Fourteen for '14: What *Might* Happen in Asia in the Coming Year
Jakarta governor Joko Widodo, an avowed rock fan, tries some air guitar while traveling by van to a site inspection in Jakarta on Aug. 22, 2013. The charismatic governor is predicted to make a run for Indonesia's presidency in 2014. (Bay Ismoyo/AFP/Getty Images)
As reported and promised in this space, here we go again: A stab at forecasting the news from Asia, before it happens. Having offered 13 predictions for 2013 — and managed a roughly 50% success rate (we gave 1/2 and 1/4 points, for certain forecasts), now I am going with 14 for '14, as it were. Except where otherwise noted, all views are my own — and again, many if not most may prove utterly wrong.
1. With so many critical elections coming in 2014, I thought I’d start at the ballot box. In India first: Narendra Modi and his Bharatiya Janata Party (BJP) win the April vote in the world's largest democracy — but an outright majority eludes the BJP, and only after a very messy post-election does Modi become Prime Minister.
2. Joko runs. In Indonesia, after much hand-wringing and suspense, the charismatic Jakarta Governor Joko Widodo — known often as "Jokowi" — enters the race for President, after receiving the blessing of former President and Indonesian Democratic Party (PDI) leader Megawati Sukarnoputri.
3. Joko wins. In the end it isn't even close. Jokowi captures a larger share of the vote than any President since the last years of Suharto.
4. In Afghanistan, peace wins. Meaning — no prediction here on a winner to take the place of longtime President Hamid Karzai, but the vote that ushers in the post-Karzai era passes, mercifully, with far less violence than had been anticipated.
5. Still in Afghanistan, a good year for the Afghan National Army (ANA). After the vote and as the ISAF mandate winds down (all combat forces will be out by the end of 2014), the Taliban wage fresh campaigns against the new government but fail to do serious harm, or to take significant territory.
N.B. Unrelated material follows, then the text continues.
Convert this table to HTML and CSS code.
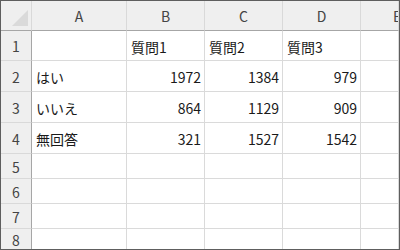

6. China. While economic and security issues fill Xi Jinping's crowded in-box, the Year of the Horse brings unprecedented public anger over something else: the unrelenting and increasingly nasty quality of the air in major cities. (Also in 2014, China reaches the unpleasant milestone of doubling the levels of U.S. carbon emissions.)
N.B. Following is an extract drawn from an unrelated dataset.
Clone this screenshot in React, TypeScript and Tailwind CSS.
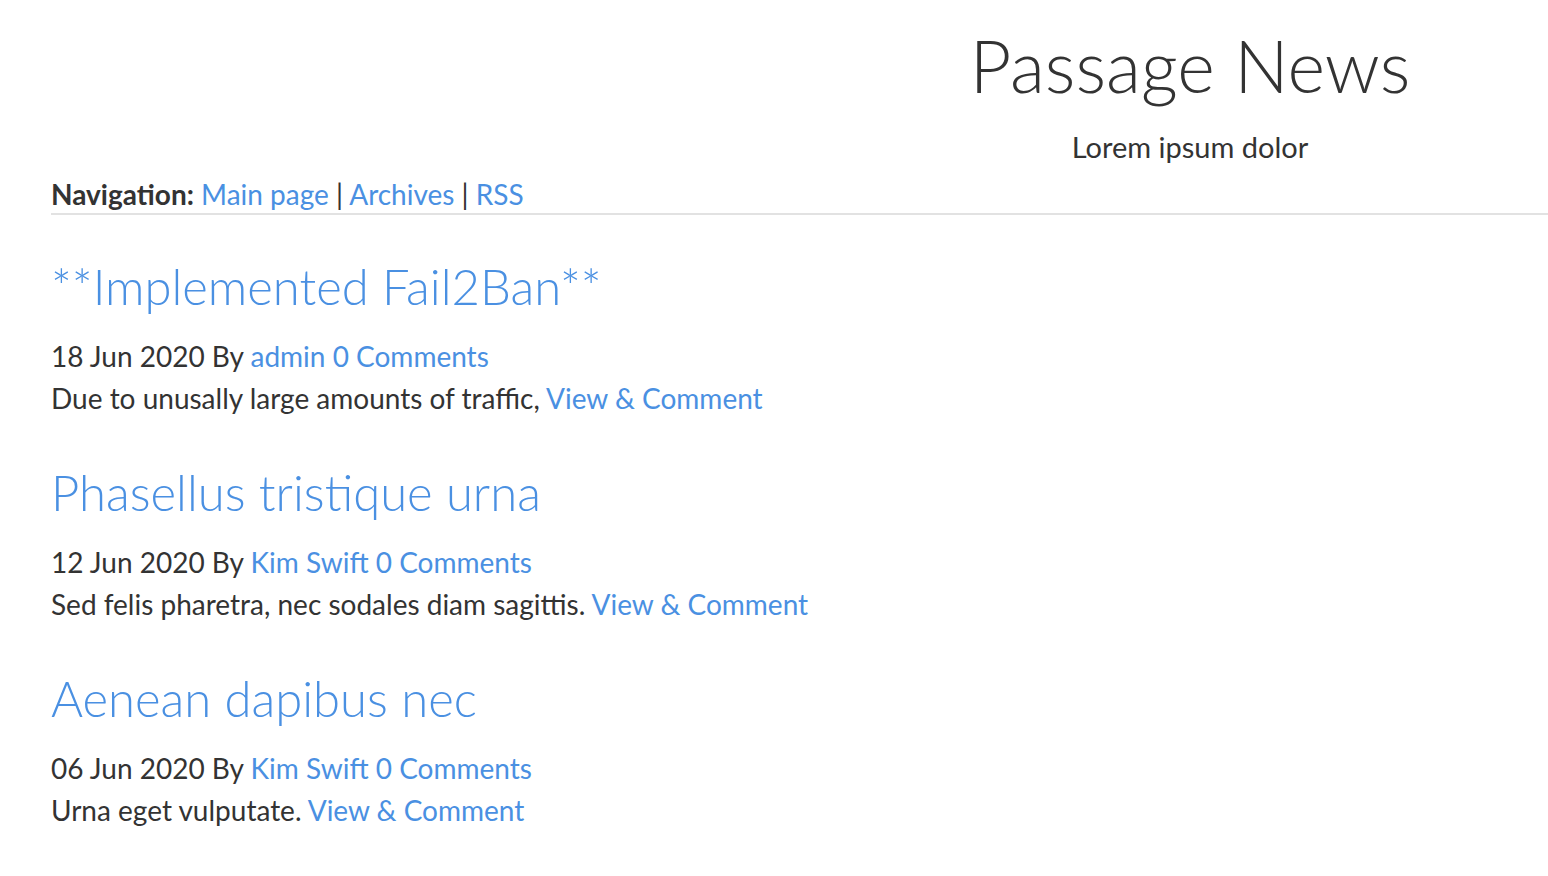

7. On the subject of protest, remember the phrase "Occupy Central." That's the banner under which a pro-democracy movement will take to the streets in Hong Kong in July, leading to some of the largest protests in Hong Kong's main business district since the 1997 handover.
8. Iran deal. Despite all the obstacles and all the cynicism and all the opposition from Washington to Tehran, the U.S. and Iran and other nations arrive at a more comprehensive deal on the nuclear front. This one fuels even more criticism than the 2013 interim agreement, but the parties sign it with considerable fanfare at Geneva. Israeli officials simmer.
9. A handshake at the UN. In the wake of the above item, and in the spirit of the U.S.-Iranian thaw, Presidents Obama and Rouhani shake hands on the sidelines of the U.N. General Assembly meetings in New York in September. It is the first time leaders of the two nations have done so in 35 years.
10. For China and Japan, no war and no peace. Having declared their dueling air defense zones, these two Asia powerhouses trade ever-hotter rhetoric and have several small-scale but dangerous run-ins near the disputed Senkaku/Diayu Islands. None of these run-ins lead to casualties.
11. China's tough talk and behavior in this area manages to mellow the enmity between Japan and Korea. A northeast Asian version of the enemy of my enemy is my friend…
12. In North Korea, even Dennis Rodman tires of the regime’s hard line. No more basketball friendship tours with Kim Jong Un.
13. World Cup fever, Tokyo edition. Helped by a relatively easy draw (a bracket shared with Greece, Ivory Coast, and Colombia), Japan advances through the first round of the World Cup in Brazil. Much is made of the fact that Japan gets through while the U.S. does not (the U.S. suffers in part thanks to a brutal bracket — with Germany, Portugal and Ghana).
14. The coming year will see a rise in cooperation between Hollywood studios and a growing number of Chinese partners. Together they are trying hard to make movies that might take advantage of one of Beijing's most visible state-controlled market experiments — the gradual opening of the commercial media sector. But we predict this increased Hollywood-China partnership will turn a blind eye to China's censors. This secretive board of men and women will continue to deny groundbreaking Chinese filmmakers such Jia Zhangke the ability to show their films to their own countrymen. Meanwhile, Hollywood studios will concede to making changes to their films to appease China's censors and access the market, thereby making it harder for Chinese filmmakers to fight against censorship.